In the data below, find every line with the string "page" and pull it out.
### Supplied material ###
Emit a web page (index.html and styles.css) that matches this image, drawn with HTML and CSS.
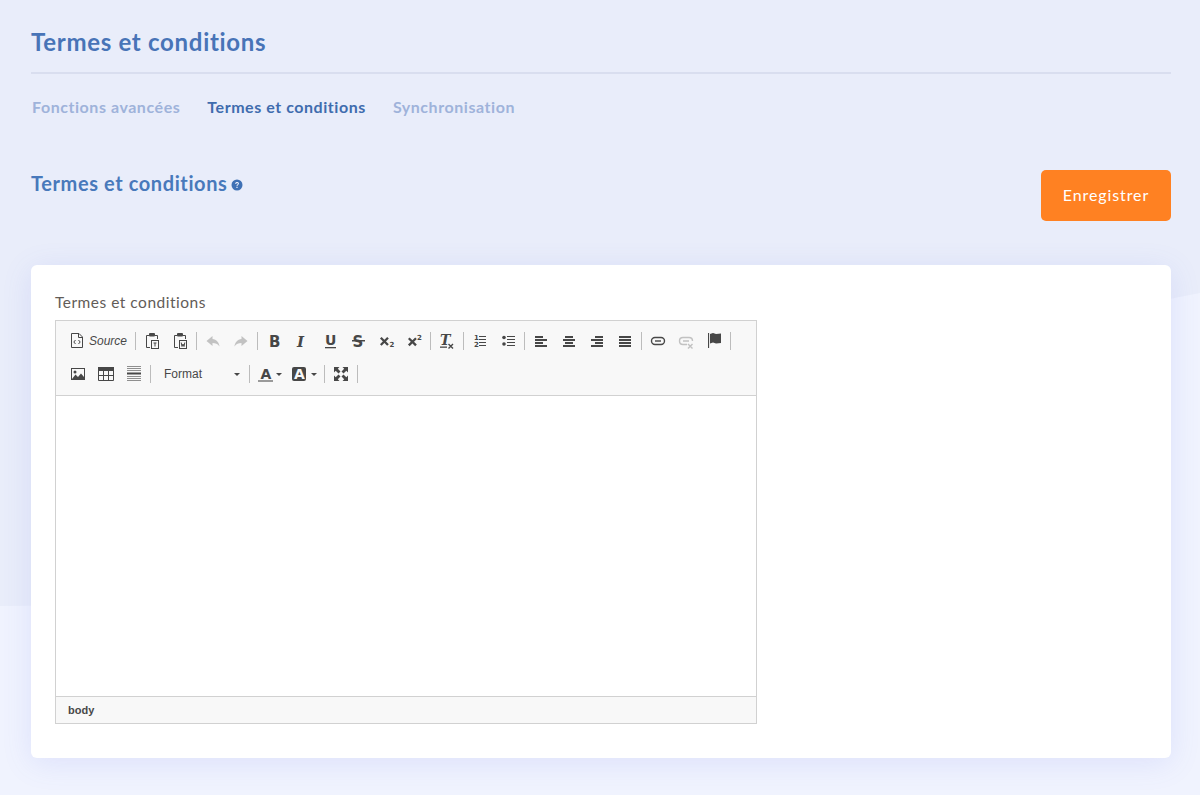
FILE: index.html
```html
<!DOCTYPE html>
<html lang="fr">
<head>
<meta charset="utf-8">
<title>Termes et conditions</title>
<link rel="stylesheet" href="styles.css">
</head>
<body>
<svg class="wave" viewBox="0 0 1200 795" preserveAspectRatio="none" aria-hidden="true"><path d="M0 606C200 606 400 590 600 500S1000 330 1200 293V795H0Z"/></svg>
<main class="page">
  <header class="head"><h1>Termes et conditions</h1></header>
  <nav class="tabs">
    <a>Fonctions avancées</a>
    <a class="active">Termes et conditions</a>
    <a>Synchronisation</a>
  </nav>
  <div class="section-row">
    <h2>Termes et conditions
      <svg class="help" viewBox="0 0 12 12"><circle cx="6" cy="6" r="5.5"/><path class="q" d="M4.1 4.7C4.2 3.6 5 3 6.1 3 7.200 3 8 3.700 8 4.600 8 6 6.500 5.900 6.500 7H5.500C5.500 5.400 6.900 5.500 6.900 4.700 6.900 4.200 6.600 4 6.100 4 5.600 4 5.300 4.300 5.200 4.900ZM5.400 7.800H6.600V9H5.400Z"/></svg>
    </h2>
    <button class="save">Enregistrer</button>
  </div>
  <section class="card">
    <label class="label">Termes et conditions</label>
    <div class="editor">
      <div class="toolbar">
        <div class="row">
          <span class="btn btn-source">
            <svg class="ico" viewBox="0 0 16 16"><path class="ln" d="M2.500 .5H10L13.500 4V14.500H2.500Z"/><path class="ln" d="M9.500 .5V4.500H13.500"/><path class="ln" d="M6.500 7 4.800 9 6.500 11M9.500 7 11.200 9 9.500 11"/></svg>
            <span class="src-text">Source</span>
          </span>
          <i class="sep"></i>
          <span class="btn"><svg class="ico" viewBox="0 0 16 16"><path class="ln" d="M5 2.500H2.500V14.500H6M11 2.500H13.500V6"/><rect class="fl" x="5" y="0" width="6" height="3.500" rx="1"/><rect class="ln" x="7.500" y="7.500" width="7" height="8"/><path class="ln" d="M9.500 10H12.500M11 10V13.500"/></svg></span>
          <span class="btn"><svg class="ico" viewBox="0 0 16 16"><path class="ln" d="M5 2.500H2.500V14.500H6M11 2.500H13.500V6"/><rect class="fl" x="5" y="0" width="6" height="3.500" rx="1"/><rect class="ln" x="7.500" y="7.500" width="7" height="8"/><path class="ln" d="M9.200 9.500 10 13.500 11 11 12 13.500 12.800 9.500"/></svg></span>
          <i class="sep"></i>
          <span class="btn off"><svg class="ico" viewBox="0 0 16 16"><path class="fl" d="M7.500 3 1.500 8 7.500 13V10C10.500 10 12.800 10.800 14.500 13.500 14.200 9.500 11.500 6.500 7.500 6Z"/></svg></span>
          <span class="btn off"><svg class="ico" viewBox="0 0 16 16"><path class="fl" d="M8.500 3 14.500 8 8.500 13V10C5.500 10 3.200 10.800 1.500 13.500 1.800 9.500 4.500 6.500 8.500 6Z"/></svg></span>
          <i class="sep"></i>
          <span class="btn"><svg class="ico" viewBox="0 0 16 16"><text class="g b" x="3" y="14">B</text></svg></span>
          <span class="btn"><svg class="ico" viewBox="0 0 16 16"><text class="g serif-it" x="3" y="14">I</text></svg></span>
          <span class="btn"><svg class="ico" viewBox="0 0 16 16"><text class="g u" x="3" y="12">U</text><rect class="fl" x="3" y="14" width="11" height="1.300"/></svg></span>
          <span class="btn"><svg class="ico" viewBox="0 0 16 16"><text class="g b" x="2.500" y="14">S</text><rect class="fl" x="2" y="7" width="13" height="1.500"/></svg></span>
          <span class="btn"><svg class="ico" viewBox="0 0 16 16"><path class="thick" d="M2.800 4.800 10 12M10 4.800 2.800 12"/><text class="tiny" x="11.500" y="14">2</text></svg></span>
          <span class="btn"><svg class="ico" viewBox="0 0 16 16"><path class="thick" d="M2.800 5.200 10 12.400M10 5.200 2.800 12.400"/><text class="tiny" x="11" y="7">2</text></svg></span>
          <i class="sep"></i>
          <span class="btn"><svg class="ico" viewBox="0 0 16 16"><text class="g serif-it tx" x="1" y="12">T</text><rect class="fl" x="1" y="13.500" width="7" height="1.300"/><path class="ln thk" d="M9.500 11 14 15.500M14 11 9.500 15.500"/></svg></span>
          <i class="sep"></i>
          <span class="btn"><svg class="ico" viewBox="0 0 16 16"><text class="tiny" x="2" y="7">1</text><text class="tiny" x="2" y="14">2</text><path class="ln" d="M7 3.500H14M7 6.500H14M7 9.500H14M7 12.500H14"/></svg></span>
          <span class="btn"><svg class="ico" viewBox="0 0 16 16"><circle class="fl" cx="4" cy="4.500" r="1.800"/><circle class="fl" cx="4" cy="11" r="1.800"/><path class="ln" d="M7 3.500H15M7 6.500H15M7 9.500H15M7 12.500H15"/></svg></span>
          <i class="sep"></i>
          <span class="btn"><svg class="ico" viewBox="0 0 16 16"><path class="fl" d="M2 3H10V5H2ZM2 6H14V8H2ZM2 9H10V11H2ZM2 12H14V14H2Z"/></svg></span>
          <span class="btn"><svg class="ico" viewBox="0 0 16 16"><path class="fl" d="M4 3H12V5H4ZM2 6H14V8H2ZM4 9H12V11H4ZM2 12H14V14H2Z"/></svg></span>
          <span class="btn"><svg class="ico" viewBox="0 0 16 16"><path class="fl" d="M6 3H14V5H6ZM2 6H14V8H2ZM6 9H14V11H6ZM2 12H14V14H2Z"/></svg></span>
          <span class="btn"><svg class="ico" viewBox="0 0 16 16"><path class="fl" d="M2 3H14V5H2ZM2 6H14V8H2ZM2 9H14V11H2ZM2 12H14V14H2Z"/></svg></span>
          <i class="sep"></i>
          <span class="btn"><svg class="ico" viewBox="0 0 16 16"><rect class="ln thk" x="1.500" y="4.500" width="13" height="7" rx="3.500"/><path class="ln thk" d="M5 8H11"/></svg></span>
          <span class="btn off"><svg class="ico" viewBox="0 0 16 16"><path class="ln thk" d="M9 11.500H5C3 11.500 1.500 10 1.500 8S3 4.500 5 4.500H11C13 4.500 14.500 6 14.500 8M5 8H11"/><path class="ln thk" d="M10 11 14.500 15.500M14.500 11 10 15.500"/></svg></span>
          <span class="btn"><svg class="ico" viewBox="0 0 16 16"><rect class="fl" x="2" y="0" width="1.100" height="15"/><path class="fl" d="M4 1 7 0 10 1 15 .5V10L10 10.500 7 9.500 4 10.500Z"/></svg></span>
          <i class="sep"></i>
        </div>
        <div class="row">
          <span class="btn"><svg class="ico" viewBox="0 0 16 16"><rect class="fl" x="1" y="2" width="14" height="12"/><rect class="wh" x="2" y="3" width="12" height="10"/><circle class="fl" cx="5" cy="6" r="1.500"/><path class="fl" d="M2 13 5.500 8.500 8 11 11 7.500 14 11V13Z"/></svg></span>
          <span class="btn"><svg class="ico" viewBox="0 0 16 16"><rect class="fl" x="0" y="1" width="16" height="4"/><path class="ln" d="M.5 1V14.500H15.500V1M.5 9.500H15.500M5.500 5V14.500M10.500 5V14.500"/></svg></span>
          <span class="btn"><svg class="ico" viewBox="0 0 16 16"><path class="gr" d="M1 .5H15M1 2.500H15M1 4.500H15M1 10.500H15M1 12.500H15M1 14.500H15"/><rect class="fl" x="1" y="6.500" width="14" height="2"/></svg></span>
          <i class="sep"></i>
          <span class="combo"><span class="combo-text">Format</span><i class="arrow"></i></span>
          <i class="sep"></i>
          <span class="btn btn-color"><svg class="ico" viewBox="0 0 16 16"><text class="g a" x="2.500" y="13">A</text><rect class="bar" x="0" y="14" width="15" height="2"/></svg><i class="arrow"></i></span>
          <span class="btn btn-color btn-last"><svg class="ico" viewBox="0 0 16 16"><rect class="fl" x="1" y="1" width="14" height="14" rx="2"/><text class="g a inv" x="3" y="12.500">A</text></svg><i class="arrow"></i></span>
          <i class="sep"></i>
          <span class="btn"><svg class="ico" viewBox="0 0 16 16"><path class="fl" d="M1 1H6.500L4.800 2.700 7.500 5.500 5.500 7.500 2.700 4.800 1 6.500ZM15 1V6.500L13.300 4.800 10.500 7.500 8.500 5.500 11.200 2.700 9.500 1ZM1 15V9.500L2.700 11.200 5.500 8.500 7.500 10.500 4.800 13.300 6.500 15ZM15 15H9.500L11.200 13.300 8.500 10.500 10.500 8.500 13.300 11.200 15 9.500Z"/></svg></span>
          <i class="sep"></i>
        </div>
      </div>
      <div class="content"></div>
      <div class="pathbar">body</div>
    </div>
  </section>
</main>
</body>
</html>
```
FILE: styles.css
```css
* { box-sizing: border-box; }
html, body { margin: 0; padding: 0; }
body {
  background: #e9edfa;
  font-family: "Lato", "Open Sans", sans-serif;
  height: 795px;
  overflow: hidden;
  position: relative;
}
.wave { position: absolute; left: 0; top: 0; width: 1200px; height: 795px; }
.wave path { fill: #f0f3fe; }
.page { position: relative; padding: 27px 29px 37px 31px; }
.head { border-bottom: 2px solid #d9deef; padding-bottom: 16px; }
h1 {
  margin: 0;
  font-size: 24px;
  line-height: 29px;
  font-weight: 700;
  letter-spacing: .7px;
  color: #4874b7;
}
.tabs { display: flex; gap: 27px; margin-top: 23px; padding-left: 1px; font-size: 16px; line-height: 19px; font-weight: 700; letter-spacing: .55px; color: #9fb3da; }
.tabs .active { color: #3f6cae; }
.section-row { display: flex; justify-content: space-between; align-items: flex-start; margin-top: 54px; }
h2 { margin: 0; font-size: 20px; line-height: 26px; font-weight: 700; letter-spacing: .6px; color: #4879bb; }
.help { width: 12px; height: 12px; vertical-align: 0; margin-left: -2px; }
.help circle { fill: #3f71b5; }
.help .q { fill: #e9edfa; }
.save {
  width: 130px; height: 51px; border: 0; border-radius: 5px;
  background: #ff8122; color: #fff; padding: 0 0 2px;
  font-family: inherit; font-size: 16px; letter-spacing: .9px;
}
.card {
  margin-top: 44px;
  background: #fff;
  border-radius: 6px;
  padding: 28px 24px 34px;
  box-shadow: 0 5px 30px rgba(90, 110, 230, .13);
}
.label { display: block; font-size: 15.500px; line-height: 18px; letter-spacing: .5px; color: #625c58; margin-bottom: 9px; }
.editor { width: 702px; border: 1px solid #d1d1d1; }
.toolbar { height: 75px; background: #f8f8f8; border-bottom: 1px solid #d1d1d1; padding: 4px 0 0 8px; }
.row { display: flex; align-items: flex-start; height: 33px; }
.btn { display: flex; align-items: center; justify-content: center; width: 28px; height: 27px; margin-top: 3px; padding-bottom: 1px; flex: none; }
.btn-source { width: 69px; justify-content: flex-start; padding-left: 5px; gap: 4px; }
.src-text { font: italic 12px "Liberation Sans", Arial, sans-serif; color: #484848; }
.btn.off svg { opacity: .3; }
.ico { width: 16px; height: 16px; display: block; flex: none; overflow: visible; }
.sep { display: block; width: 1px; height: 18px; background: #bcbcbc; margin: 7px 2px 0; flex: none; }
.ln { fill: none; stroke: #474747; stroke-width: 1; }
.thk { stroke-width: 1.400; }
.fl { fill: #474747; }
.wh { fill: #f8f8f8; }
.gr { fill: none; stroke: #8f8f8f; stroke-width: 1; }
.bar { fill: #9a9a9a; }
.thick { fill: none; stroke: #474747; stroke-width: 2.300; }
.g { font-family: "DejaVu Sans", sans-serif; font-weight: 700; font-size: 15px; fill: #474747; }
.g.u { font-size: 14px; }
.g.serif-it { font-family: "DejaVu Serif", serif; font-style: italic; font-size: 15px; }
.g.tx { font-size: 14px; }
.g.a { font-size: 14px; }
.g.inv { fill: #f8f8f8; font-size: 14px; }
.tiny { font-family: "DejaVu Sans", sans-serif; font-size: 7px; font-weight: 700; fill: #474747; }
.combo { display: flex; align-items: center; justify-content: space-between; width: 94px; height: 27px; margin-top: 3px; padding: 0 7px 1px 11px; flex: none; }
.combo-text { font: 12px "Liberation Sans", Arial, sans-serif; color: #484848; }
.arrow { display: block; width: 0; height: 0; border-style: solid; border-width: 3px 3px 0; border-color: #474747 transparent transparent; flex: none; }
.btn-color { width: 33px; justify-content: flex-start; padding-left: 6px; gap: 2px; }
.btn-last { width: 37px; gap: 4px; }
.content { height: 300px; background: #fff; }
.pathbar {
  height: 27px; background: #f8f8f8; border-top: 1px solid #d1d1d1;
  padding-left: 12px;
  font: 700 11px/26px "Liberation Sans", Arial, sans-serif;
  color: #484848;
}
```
###
### [Task solution]
Emit a web page (index.html and styles.css) that matches this image, drawn with HTML and CSS.
<main class="page">
.page { position: relative; padding: 27px 29px 37px 31px; }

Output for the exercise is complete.